Tuesday, March 3, 2015

Has Hillary racked up one too many screw-ups?

Ron Fournier - nobody's idea of a water-carrier for righty-ism - says it's time to seriously consider it:

Maybe she should stay at the Bill, Hillary & Chelsea Clinton Foundation, where the former secretary of State could continue her life's work of building stronger economies, health care systems, and families. Give paid speeches. Write best-selling books. Spend time with Charlotte, her beloved granddaughter.
Two weeks ago, we learned that the Clinton Foundation accepted contributions from foreign countries. Assurances from the Obama administration and Clinton aides that no donations were made during her tenure as secretary of State were proven false.
Now The New York Times is reporting that Clinton used a personal email account to conduct government business as secretary of State, an apparent violation of federal requirements that her records be retained.
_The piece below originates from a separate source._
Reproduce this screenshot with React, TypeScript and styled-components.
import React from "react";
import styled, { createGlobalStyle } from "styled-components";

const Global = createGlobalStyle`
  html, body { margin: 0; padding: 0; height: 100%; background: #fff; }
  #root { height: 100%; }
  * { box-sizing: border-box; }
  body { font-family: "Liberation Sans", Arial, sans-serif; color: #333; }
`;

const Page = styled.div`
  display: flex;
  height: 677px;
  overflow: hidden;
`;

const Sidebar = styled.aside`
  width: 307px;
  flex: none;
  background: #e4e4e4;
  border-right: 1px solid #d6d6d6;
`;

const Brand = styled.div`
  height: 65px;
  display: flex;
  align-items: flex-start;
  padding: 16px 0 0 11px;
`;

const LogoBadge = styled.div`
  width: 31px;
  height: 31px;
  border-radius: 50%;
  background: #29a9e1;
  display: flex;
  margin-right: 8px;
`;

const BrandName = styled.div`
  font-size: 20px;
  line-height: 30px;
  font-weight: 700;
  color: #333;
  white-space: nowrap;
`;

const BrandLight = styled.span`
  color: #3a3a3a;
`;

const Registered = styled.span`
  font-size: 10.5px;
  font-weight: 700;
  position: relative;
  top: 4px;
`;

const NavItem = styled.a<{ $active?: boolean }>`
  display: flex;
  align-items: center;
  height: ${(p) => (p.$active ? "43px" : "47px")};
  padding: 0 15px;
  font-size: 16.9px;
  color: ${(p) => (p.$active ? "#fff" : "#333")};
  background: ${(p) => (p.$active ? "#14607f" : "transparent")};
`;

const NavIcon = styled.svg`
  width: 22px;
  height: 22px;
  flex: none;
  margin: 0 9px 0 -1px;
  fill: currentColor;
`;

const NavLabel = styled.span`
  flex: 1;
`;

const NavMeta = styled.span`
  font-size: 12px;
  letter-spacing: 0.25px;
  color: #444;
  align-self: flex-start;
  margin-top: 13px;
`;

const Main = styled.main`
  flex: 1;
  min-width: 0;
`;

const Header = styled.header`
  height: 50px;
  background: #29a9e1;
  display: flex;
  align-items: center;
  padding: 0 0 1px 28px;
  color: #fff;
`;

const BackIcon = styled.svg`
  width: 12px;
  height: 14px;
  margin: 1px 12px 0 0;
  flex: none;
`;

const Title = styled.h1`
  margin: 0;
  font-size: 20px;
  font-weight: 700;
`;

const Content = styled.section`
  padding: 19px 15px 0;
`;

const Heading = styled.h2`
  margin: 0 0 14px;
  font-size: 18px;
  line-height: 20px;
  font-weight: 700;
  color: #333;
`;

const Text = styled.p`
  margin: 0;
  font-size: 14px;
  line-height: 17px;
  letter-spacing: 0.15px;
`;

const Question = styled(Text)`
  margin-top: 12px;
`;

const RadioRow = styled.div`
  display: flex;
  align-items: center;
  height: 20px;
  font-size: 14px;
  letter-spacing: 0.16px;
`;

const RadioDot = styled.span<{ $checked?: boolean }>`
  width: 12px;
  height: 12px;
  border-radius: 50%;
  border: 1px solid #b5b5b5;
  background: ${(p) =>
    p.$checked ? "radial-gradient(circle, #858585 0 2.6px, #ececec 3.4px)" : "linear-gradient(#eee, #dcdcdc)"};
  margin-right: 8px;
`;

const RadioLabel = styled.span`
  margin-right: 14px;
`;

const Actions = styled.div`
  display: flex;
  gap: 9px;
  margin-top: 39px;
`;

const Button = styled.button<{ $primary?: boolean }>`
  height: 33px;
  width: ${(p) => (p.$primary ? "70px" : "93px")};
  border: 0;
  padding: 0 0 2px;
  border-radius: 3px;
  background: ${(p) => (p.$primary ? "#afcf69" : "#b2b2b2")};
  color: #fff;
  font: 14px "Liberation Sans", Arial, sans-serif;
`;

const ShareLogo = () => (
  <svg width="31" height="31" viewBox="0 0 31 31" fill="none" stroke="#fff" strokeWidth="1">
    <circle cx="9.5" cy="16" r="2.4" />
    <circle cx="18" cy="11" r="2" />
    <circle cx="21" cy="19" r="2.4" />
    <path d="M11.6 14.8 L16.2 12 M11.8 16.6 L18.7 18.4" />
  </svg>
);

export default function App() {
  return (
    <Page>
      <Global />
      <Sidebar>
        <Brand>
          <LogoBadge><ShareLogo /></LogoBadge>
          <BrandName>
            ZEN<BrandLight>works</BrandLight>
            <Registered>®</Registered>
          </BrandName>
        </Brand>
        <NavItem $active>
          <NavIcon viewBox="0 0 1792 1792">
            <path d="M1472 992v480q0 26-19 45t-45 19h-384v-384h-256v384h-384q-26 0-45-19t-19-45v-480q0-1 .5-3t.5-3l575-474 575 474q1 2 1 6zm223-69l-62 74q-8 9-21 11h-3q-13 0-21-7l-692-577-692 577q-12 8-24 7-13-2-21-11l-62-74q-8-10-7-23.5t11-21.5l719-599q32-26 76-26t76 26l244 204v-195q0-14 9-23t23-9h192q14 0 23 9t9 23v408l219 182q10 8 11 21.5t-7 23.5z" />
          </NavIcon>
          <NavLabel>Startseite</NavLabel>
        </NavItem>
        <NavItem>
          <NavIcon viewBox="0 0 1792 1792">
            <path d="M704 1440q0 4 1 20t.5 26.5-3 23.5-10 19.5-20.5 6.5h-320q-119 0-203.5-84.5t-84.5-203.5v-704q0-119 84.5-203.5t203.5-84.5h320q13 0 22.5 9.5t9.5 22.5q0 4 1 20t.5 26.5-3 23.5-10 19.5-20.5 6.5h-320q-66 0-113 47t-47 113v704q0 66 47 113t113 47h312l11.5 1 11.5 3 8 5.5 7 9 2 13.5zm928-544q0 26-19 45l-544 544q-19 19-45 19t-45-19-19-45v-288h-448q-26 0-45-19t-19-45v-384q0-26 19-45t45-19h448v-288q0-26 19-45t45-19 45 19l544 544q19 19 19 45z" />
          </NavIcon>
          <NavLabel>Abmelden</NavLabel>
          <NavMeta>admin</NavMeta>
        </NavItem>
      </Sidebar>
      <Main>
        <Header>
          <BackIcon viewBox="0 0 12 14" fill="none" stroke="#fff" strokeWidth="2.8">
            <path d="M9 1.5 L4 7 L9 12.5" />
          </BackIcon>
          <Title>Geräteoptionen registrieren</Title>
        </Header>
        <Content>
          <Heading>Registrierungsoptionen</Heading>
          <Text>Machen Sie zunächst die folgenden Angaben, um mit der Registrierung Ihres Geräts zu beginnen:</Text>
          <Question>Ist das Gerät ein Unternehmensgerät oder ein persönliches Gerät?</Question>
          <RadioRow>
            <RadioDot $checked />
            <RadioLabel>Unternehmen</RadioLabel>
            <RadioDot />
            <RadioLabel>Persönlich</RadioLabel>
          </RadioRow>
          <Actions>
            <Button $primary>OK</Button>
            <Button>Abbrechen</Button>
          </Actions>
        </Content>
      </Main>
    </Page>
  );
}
Exposed by a House committee investigating the Benghazi Consulate attack, Clinton brazenly dug in her heels. Advisers reviewed tens of thousands of pages of her personal email and decided which ones to release: Just 55,000 emails were given to the State Department.
Those are our emails, not hers. What is she hiding?
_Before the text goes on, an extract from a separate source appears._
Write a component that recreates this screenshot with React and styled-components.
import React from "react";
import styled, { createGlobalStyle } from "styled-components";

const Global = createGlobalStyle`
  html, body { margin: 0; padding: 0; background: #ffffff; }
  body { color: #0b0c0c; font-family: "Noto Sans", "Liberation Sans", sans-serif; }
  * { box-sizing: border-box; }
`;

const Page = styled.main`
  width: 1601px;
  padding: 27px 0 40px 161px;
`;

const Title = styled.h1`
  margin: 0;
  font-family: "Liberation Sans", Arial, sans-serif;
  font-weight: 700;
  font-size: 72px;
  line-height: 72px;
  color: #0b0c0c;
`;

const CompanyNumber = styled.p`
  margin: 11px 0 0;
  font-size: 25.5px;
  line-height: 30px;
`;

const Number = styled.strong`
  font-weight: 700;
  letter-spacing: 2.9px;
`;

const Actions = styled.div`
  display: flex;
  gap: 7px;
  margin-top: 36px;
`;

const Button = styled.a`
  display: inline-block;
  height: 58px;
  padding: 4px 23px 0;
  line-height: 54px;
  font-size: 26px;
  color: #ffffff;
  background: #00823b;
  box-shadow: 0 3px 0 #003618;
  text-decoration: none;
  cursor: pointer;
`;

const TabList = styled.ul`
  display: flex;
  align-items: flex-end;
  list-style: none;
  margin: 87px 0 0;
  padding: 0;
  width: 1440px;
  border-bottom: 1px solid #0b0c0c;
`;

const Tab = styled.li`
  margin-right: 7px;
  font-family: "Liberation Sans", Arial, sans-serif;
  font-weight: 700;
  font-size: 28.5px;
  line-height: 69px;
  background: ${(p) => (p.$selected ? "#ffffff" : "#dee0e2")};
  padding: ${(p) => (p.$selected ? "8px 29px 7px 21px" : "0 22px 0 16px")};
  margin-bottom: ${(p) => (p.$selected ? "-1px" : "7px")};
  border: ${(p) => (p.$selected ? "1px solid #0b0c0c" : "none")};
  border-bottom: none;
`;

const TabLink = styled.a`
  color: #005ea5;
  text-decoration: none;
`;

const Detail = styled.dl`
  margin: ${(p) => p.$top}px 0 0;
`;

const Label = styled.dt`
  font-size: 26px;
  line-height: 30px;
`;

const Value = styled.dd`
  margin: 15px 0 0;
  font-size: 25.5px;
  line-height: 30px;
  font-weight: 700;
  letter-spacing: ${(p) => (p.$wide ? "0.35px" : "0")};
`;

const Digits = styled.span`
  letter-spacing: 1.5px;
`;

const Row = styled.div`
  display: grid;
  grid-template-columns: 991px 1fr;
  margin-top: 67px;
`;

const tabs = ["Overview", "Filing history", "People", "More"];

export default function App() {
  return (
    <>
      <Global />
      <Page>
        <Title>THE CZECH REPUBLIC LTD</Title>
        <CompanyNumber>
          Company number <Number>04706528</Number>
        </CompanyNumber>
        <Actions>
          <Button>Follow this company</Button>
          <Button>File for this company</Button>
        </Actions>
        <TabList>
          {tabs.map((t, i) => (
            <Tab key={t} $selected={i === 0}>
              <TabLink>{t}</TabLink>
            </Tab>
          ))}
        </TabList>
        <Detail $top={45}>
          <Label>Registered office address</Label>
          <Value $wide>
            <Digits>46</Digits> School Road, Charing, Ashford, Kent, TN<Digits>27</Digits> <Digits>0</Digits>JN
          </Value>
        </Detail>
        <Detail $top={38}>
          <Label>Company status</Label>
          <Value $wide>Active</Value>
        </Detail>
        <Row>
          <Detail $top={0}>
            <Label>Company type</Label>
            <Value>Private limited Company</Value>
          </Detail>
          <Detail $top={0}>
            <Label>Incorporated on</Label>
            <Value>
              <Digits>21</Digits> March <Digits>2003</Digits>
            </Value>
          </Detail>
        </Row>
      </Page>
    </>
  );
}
The Times quoted a former director of litigation at the National Archives and Records Administration who said there is only one scenario under which it's proper for Cabinet-level officials to use private rather than government email: "nuclear winter."
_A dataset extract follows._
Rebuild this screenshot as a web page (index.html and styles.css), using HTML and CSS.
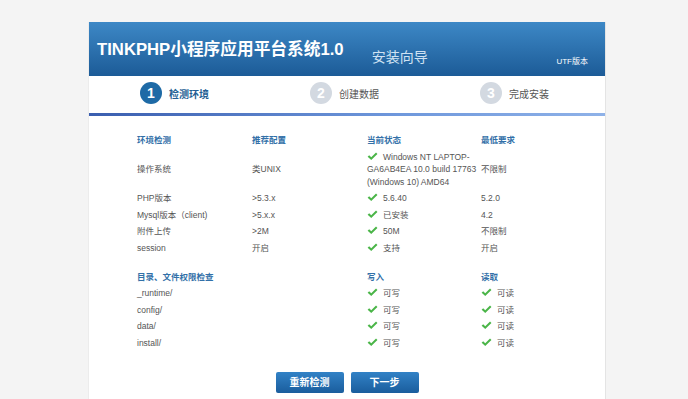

Because she doesn't seem ready for 2016. Like a blast of wintry air in July, the worst of 1990s-style politics is intruding on what needs to be a new millennium campaign: Transparent, inspirational, innovative, and beyond ethical reproach.
I called the actions sleazy and stupid. Sleazy because any fair-minded person would suspect the foreign countries of trying to buy Clinton's influence. Stupid because the affair plays into a decades-old knock on the Clintons: They'll cut any corner for campaign cash. In the 1990s, Bill Clinton and his top aides used the White House as a tool to court and reward big donors.
Transparency isn't the only issue. Clinton exposed confidential and potentially dangerous information to a nonsecure, commercial email system. She gave Chinese spies a better shot at reading her emails than U.S. taxpayers.
When taken as being of a piece with "We were broke when we left the White House," "What difference does it make," the reset button, the "vast right-wing conspiracy," the cattle-futures profit, the mysterious reappearance of the Rose Law Firm records, and the intimidation of the women on the receiving end of Billy Jeff the Zipper's predatory advances, we see that Nixonian brew of contempt, paranoia, insecurity, and a troubled relationship with the truth that doesn't exactly look like a promising start to a campaign.

If this is the case, better to find it out now than in, say, the spring of 2017.